What needs to be done: Pull every line containing "React" from the entries.

Entries:
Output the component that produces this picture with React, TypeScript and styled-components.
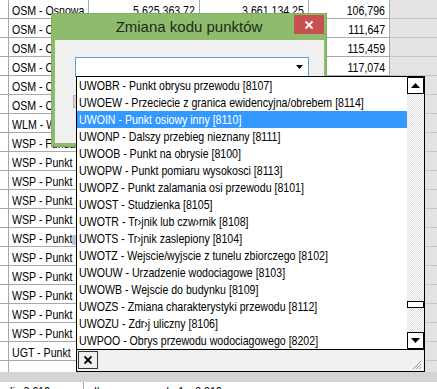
import React from "react";
import styled, { createGlobalStyle } from "styled-components";

const SANS = `"Liberation Sans", Arial, sans-serif`;

const GlobalStyle = createGlobalStyle`
  html, body { margin: 0; padding: 0; background: #fff; }
  body { font-family: ${SANS}; overflow: hidden; }
`;

const Screen = styled.div`
  position: relative;
  width: 437px;
  height: 389px;
  overflow: hidden;
  background: #fff;
  display: flex;
  flex-direction: column;
`;

/* narrow rendering of the legacy UI font */
const Narrow = styled.span<{ $right?: boolean }>`
  display: inline-block;
  white-space: nowrap;
  transform: scaleX(0.815);
  transform-origin: ${(p) => (p.$right ? "right center" : "left center")};
`;

const Sheet = styled.div`
  height: 372px;
  flex: none;
  overflow: hidden;
  display: flex;
  flex-direction: column;
`;

const Row = styled.div`
  display: grid;
  grid-template-columns: 9px 80px 111px 109px 81px 1fr;
  height: 19px;
  flex: none;
`;

const Cell = styled.div<{ $right?: boolean }>`
  position: relative;
  box-sizing: border-box;
  border-right: 1px solid #a8a8a8;
  border-bottom: 1px solid #a8a8a8;
  padding: 4px 4px 0 3px;
  font: 13px/14px ${SANS};
  color: #000;
  white-space: nowrap;
  overflow: hidden;
  text-align: ${(p) => (p.$right ? "right" : "left")};
  background: #fff;
`;

const Filler = styled.div`
  background: #e3e3e3;
  border-bottom: 1px solid #c6c6c6;
`;

const Marker = styled.span`
  position: absolute;
  left: 63px;
  top: 7px;
  width: 4px;
  height: 10px;
  background: #b9c6e3;
`;

const ScrollBand = styled.div`
  height: 10px;
  flex: none;
  background: #d4d4d4;
`;

const Status = styled.div`
  flex: 1;
  display: flex;
  align-items: flex-start;
  background: #fff;
  font: 13px/14px ${SANS};
  color: #000;
  overflow: hidden;
`;

const StatusPart = styled.div<{ $w?: number }>`
  width: ${(p) => (p.$w ? `${p.$w}px` : "auto")};
  flex: ${(p) => (p.$w ? "none" : "1")};
  box-sizing: border-box;
  padding: 3px 0 0 10px;
  border-right: ${(p) => (p.$w ? "1px solid #a8a8a8" : "none")};
  height: 20px;
  white-space: nowrap;
`;

/* ---------- Dialog ---------- */

const Dialog = styled.div`
  position: absolute;
  left: 51px;
  top: 13px;
  width: 276px;
  height: 134px;
  box-sizing: border-box;
  background: #8fbb6c;
  border: 1px solid #82ad60;
  display: flex;
  flex-direction: column;
`;

const TitleBar = styled.div`
  height: 26px;
  flex: none;
  display: grid;
  grid-template-columns: 1fr auto 1fr;
  align-items: start;
`;

const Title = styled.div`
  grid-column: 2;
  font: 15px/26px ${SANS};
  color: #1d2b18;
  white-space: nowrap;
`;

const CloseButton = styled.div`
  grid-column: 3;
  justify-self: end;
  width: 30px;
  height: 19px;
  margin: 1px 2px 0 0;
  background: #c75050;
  display: flex;
  align-items: center;
  justify-content: center;
`;

const DialogBody = styled.div`
  flex: 1;
  margin: 0 2px 3px 3px;
  background: #f0f0f0;
  padding: 17px 0 0 20px;
  display: flex;
  flex-direction: column;
  align-items: flex-start;
`;

const Combo = styled.div`
  width: 234px;
  height: 20px;
  box-sizing: border-box;
  border: 1px solid #5a9fe0;
  background: #fff;
  display: flex;
  align-items: center;
  justify-content: flex-end;
  padding-right: 5px;
`;

const DialogButton = styled.div`
  margin: 18px 0 0 -2px;
  width: 75px;
  height: 13px;
  box-sizing: border-box;
  background: #d6d6d6;
  border: 1px solid #b4b4b4;
`;

/* ---------- Dropdown ---------- */

const Dropdown = styled.div`
  position: absolute;
  left: 76px;
  top: 76px;
  width: 349px;
  height: 296px;
  box-sizing: border-box;
  border: 1px solid #000;
  background: #f0f0f0;
  display: flex;
  flex-direction: column;
`;

const ListArea = styled.div`
  height: 273px;
  flex: none;
  box-sizing: border-box;
  display: flex;
  border-bottom: 1px solid #000;
  background: #fff;
`;

const List = styled.div`
  width: 330px;
  flex: none;
`;

const Item = styled.div<{ $selected?: boolean }>`
  height: 17px;
  padding-left: 2px;
  font: 13px/17px ${SANS};
  white-space: nowrap;
  overflow: hidden;
  background: ${(p) => (p.$selected ? "#3399ff" : "transparent")};
  color: ${(p) => (p.$selected ? "#fff" : "#000")};
`;

const Scrollbar = styled.div`
  position: relative;
  width: 17px;
  flex: none;
  display: flex;
  flex-direction: column;
  justify-content: space-between;
  background-color: #fff;
  background-image: repeating-conic-gradient(#dcdcdc 0 25%, #fff 0 50%);
  background-size: 2px 2px;
`;

const ScrollButton = styled.div`
  height: 17px;
  box-sizing: border-box;
  border: 1px solid #000;
  background: #fff;
  display: flex;
  align-items: center;
  justify-content: center;
`;

const Thumb = styled.div`
  position: absolute;
  left: 0;
  right: 0;
  height: 7px;
  box-sizing: border-box;
  border: 1px solid #000;
  background: #fff;
`;

const Footer = styled.div`
  flex: 1;
  display: flex;
  align-items: flex-start;
  justify-content: space-between;
  padding: 1px;
`;

const SmallClose = styled.div`
  width: 20px;
  height: 18px;
  box-sizing: border-box;
  border: 1px solid #333;
  background: #f0f0f0;
  display: flex;
  align-items: center;
  justify-content: center;
`;

const Grip = styled.svg`
  align-self: flex-end;
  margin: 0 1px 0 0;
`;

const rows: string[][] = [
  ["OSM - Osnowa", "5.625.363,72", "3.661.134,25", "106,796"],
  ["OSM - Osnowa", "5.625.371,40", "3.661.140,11", "111,647"],
  ["OSM - Osnowa", "5.625.380,02", "3.661.151,86", "115,459"],
  ["OSM - Osnowa", "5.625.392,55", "3.661.160,30", "117,074"],
  ["OSM - Osnowa", "5.625.401,19", "3.661.172,64", "118,210"],
  ["OSM - Osnowa", "5.625.412,83", "3.661.180,05", "119,532"],
  ["WLM - Wodomierz", "5.625.420,17", "3.661.191,48", "120,004"],
  ["WSP - Fundament", "5.625.431,66", "3.661.200,93", "120,871"],
  ["WSP - Punkt pomiaru", "5.625.440,08", "3.661.212,37", "121,340"],
  ["WSP - Punkt pomiaru", "5.625.452,71", "3.661.220,80", "121,902"],
  ["WSP - Punkt pomiaru", "5.625.461,35", "3.661.231,12", "122,418"],
  ["WSP - Punkt pomiaru", "5.625.470,94", "3.661.240,69", "122,977"],
  ["WSP - Punkt pomiaru", "5.625.482,26", "3.661.252,04", "123,501"],
  ["WSP - Punkt pomiaru", "5.625.490,53", "3.661.260,47", "124,066"],
  ["WSP - Punkt pomiaru", "5.625.501,88", "3.661.271,91", "124,610"],
  ["WSP - Punkt pomiaru", "5.625.512,20", "3.661.280,35", "125,133"],
  ["WSP - Punkt pomiaru", "5.625.520,67", "3.661.291,78", "125,702"],
  ["WSP - Punkt pomiaru", "5.625.531,09", "3.661.300,16", "126,245"],
  ["UGT - Punkt", "5.625.540,44", "3.661.311,59", "126,790"],
  ["", "", "", ""],
];

const items = [
  "UWOBR - Punkt obrysu przewodu [8107]",
  "UWOEW - Przeciecie z granica ewidencyjna/obrebem [8114]",
  "UWOIN - Punkt osiowy inny [8110]",
  "UWONP - Dalszy przebieg nieznany [8111]",
  "UWOOB - Punkt na obrysie [8100]",
  "UWOPW - Punkt pomiaru wysokosci [8113]",
  "UWOPZ - Punkt zalamania osi przewodu [8101]",
  "UWOST - Studzienka [8105]",
  "UWOTR - Tr›jnik lub czw›rnik [8108]",
  "UWOTS - Tr›jnik zaslepiony [8104]",
  "UWOTZ - Wejscie/wyjscie z tunelu zbiorczego [8102]",
  "UWOUW - Urzadzenie wodociagowe [8103]",
  "UWOWB - Wejscie do budynku [8109]",
  "UWOZS - Zmiana charakterystyki przewodu [8112]",
  "UWOZU - Zdr›j uliczny [8106]",
  "UWPOO - Obrys przewodu wodociagowego [8202]",
];

const thumbTop = 224;

export default function App() {
  return (
    <>
      <GlobalStyle />
      <Screen>
        <Sheet>
          {rows.map((r, i) => (
            <Row key={i}>
              <Cell />
              <Cell>
                <Narrow>{r[0]}</Narrow>
                {i === 12 && <Marker />}
              </Cell>
              <Cell $right>
                <Narrow $right>{r[1]}</Narrow>
              </Cell>
              <Cell $right>
                <Narrow $right>{r[2]}</Narrow>
              </Cell>
              <Cell $right>
                <Narrow $right>{r[3]}</Narrow>
              </Cell>
              <Filler />
            </Row>
          ))}
        </Sheet>
        <ScrollBand />
        <Status>
          <StatusPart $w={84}>
            <Narrow>lin 3.219</Narrow>
          </StatusPart>
          <StatusPart>
            <Narrow>Il. zaznaczonych: 1 z 3.219</Narrow>
          </StatusPart>
        </Status>

        <Dialog>
          <TitleBar>
            <Title>Zmiana kodu punktów</Title>
            <CloseButton>
              <svg width="10" height="10" viewBox="0 0 10 10">
                <path d="M1.5 1.5 L8.5 8.5 M8.5 1.5 L1.5 8.5" stroke="#fff" strokeWidth="1.8" />
              </svg>
            </CloseButton>
          </TitleBar>
          <DialogBody>
            <Combo>
              <svg width="7" height="4" viewBox="0 0 7 4">
                <path d="M0 0 H7 L3.5 4 Z" fill="#000" />
              </svg>
            </Combo>
            <DialogButton />
          </DialogBody>
        </Dialog>

        <Dropdown>
          <ListArea>
            <List>
              {items.map((t, i) => (
                <Item key={t} $selected={i === 2}>
                  <Narrow>{t}</Narrow>
                </Item>
              ))}
            </List>
            <Scrollbar>
              <ScrollButton>
                <svg width="9" height="5" viewBox="0 0 9 5">
                  <path d="M0 5 H9 L4.5 0 Z" fill="#000" />
                </svg>
              </ScrollButton>
              <Thumb style={{ top: thumbTop }} />
              <ScrollButton>
                <svg width="9" height="5" viewBox="0 0 9 5">
                  <path d="M0 0 H9 L4.5 5 Z" fill="#000" />
                </svg>
              </ScrollButton>
            </Scrollbar>
          </ListArea>
          <Footer>
            <SmallClose>
              <svg width="10" height="10" viewBox="0 0 10 10">
                <path d="M1.5 1.5 L8.5 8.5 M8.5 1.5 L1.5 8.5" stroke="#000" strokeWidth="1.8" />
              </svg>
            </SmallClose>
            <Grip width="12" height="12" viewBox="0 0 12 12">
              <path d="M11 3 L3 11 M11 6 L6 11 M11 9 L9 11" stroke="#a0a0a0" strokeWidth="1" />
            </Grip>
          </Footer>
        </Dropdown>
      </Screen>
    </>
  );
}
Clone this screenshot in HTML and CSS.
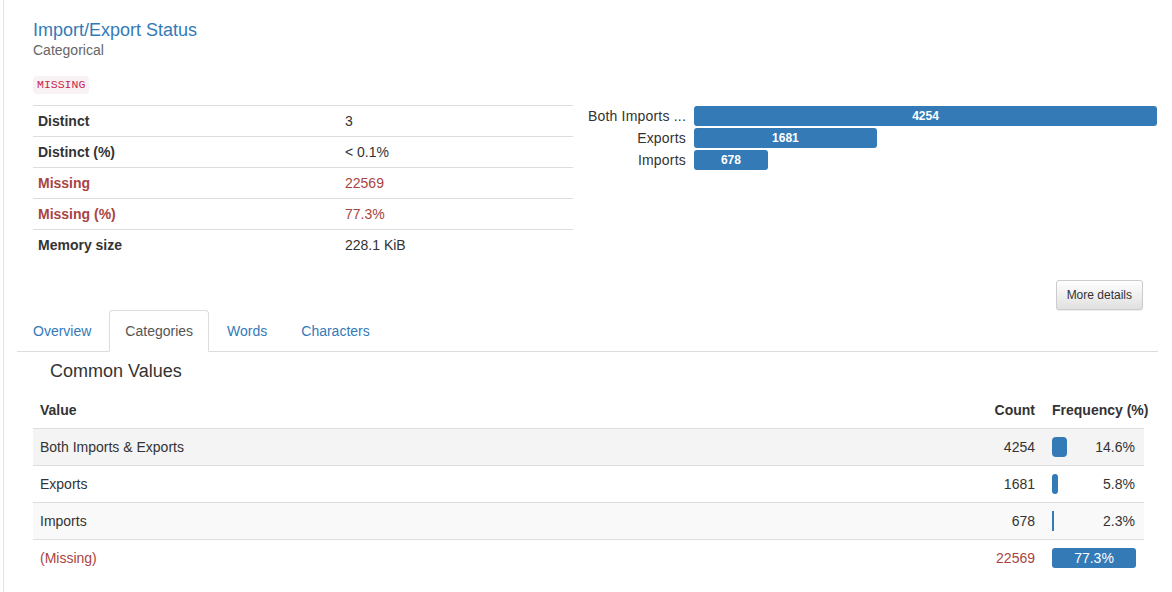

Finished exercise:
Output the component that produces this picture with React, TypeScript and styled-components.
import React from "react";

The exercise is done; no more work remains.